1.2 Amended Definition. The following definition set forth in Section 1 of the Credit
Agreement shall be and it hereby is amended in its entirety to read as follows:
Oil and Gas Properties means all oil, gas and mineral properties and interests, and
all related personal properties of any Borrower or any Guarantor which are evaluated by the Lenders
for purposes of determining the Borrowing Base.
1.3 Collateral Security. The second sentence of the first paragraph of Section 6 of
the Credit Agreement shall be and it hereby is amended in its entirety to read as follows:
The Oil and Gas Properties heretofore and hereafter assigned and mortgaged to the Agent by
Borrowers and the Guarantors shall represent not less than 70% of the Engineered Value (as
hereinafter defined) of Borrowers’ and Guarantors’ Oil and Gas Properties, taken as a whole.

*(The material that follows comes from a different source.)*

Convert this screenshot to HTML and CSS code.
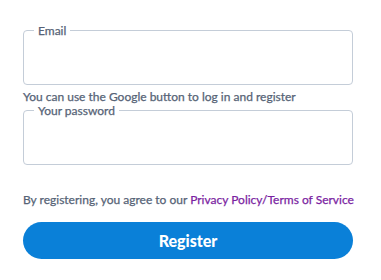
FILE: index.html
```html
<!DOCTYPE html>
<html>
<head>
<meta charset="utf-8">
<link rel="stylesheet" href="styles.css">
</head>
<body>
<form class="form">
  <fieldset class="field field-email">
    <legend class="legend">Email</legend>
    <input class="input" type="email">
  </fieldset>
  <p class="hint">You can use the Google button to log in and register</p>
  <fieldset class="field">
    <legend class="legend">Your password</legend>
    <input class="input" type="password">
  </fieldset>
  <p class="terms">By registering, you agree to our <a class="link" href="#">Privacy Policy/Terms of Service</a></p>
  <button class="btn" type="button">Register</button>
</form>
</body>
</html>
```
FILE: styles.css
```css
html, body {
  margin: 0;
  padding: 0;
  background: #ffffff;
}
body {
  font-family: Lato, "Noto Sans", sans-serif;
  color: #566376;
}
.form {
  display: flex;
  flex-direction: column;
  width: 330px;
  margin-left: 23px;
  padding-top: 24px;
}
.field {
  margin: 0;
  padding: 0 10px 0 10px;
  border: 1px solid #c4cdd8;
  border-radius: 4px;
  height: 61px;
  box-sizing: border-box;
  min-width: 0;
}
.legend {
  padding: 0 4px;
  font-size: 12px;
  line-height: 13px;
  color: #566376;
  -webkit-text-stroke: 0.25px currentColor;
}
.input {
  display: block;
  width: 100%;
  height: 40px;
  border: 0;
  outline: none;
  background: transparent;
  padding: 0;
  font: inherit;
}
.hint {
  margin: 5px 0 0;
  font-size: 12px;
  line-height: 14px;
  -webkit-text-stroke: 0.25px currentColor;
}
.terms {
  margin: 28px 0 0;
  font-size: 12px;
  line-height: 14px;
  white-space: nowrap;
  -webkit-text-stroke: 0.25px currentColor;
}
.link {
  color: #7b1fa2;
  text-decoration: none;
}
.btn {
  margin-top: 15px;
  height: 37px;
  border: 0;
  border-radius: 19px;
  background: #0a80d8;
  color: #ffffff;
  font-family: Lato, "Noto Sans", sans-serif;
  font-weight: 900;
  font-size: 16px;
  cursor: pointer;
}
```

1.4 Collateral Security. The last sentence of the second paragraph of Section 6 of
the Credit Agreement shall be and it hereby is amended in its entirety to read as follows:
Borrowers will cause to be executed and delivered to the Agent, in the future, additional Security
Instruments if the Agent reasonably deems such are necessary to insure perfection or maintenance of
Lenders’ security interests and Liens in not less than 70% of the Engineered Value of the Oil and
Gas Properties or any part thereof of Borrowers and Guarantors, taken as a whole.
1.5 Borrowing Base. Section 7(a) of the Credit Agreement shall be and it hereby is
amended in its entirety to read as follows:
(a) Borrowing Base. Subject to Section 7(b) hereof, during the period from the
date of the Fourth Amendment to the first Determination Date after the date of the Fourth
Amendment, the Borrowing Base shall be $600,000,000.
1.6 Borrowing Base. Section 7 of the Credit Agreement shall be and it hereby is
amended by inserting the following as clause (c) of such section:
(c) Notice of Redetermination. Promptly following any redetermination of the
Borrowing Base pursuant to this Section 7, the Agent shall notify the Borrowers of the amount
of the redetermined Borrowing Base, which Borrowing Base shall be effective as of the
Determination Date specified in such notice, and such Borrowing Base shall remain in effect
for all purposes of this Agreement until the next Determination Date.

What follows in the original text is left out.